**Supplied material**:

[Start]

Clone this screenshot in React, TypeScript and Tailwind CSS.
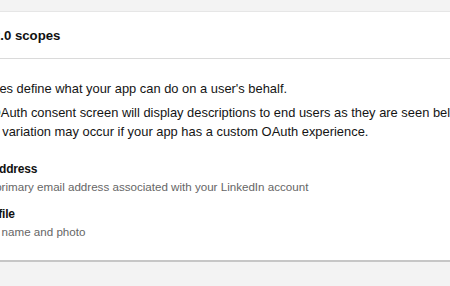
export default function App() {
  return (
    <div className="w-[450px] h-[286px] overflow-hidden bg-[#f3f3f3] pt-[11px] font-['Liberation_Sans',Arial,sans-serif]">
      <section className="-ml-[72px] w-[620px] bg-white border-t border-[#e6e6e6] shadow-[0_2px_0_#c6c6c6]">
        <header className="h-[47px] border-b border-[#dadada] pl-[21px] pt-[2px] flex items-center">
          <h2 className="text-[13.2px] font-bold text-[#111111]">OAuth 2.0 scopes</h2>
        </header>
        <div className="pl-[24px] pt-[20px] pb-[19px]">
          <div className="pl-[13px] w-[538px] text-[12.9px] leading-[19px] text-[#141414]">
            <p className="mb-[5px] pl-[5px]">Scopes define what your app can do on a user's behalf.</p>
            <p>
              The OAuth consent screen will display descriptions to end users as they are seen below. Some
              variation may occur if your app has a custom OAuth experience.
            </p>
          </div>
          <ul className="mt-[19px] flex flex-col gap-[9px]">
            <li>
              <p className="text-[12px] font-bold tracking-[-0.2px] leading-[18px] text-[#111111]">r_emailaddress</p>
              <p className="text-[11.6px] leading-[18px] text-[#666666]">
                Use the primary email address associated with your LinkedIn account
              </p>
            </li>
            <li>
              <p className="text-[12px] font-bold tracking-[-0.2px] leading-[18px] text-[#111111]">r_liteprofile</p>
              <p className="text-[11.6px] leading-[18px] text-[#666666]">Use your name and photo</p>
            </li>
          </ul>
        </div>
      </section>
    </div>
  );
}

[End]

Every line should be retyped exactly, with the pictures omitted.

Clone this screenshot in React, TypeScript and Tailwind CSS.
export default function App() {
  return (
    <div className="w-[450px] h-[286px] overflow-hidden bg-[#f3f3f3] pt-[11px] font-['Liberation_Sans',Arial,sans-serif]">
      <section className="-ml-[72px] w-[620px] bg-white border-t border-[#e6e6e6] shadow-[0_2px_0_#c6c6c6]">
        <header className="h-[47px] border-b border-[#dadada] pl-[21px] pt-[2px] flex items-center">
          <h2 className="text-[13.2px] font-bold text-[#111111]">OAuth 2.0 scopes</h2>
        </header>
        <div className="pl-[24px] pt-[20px] pb-[19px]">
          <div className="pl-[13px] w-[538px] text-[12.9px] leading-[19px] text-[#141414]">
            <p className="mb-[5px] pl-[5px]">Scopes define what your app can do on a user's behalf.</p>
            <p>
              The OAuth consent screen will display descriptions to end users as they are seen below. Some
              variation may occur if your app has a custom OAuth experience.
            </p>
          </div>
          <ul className="mt-[19px] flex flex-col gap-[9px]">
            <li>
              <p className="text-[12px] font-bold tracking-[-0.2px] leading-[18px] text-[#111111]">r_emailaddress</p>
              <p className="text-[11.6px] leading-[18px] text-[#666666]">
                Use the primary email address associated with your LinkedIn account
              </p>
            </li>
            <li>
              <p className="text-[12px] font-bold tracking-[-0.2px] leading-[18px] text-[#111111]">r_liteprofile</p>
              <p className="text-[11.6px] leading-[18px] text-[#666666]">Use your name and photo</p>
            </li>
          </ul>
        </div>
      </section>
    </div>
  );
}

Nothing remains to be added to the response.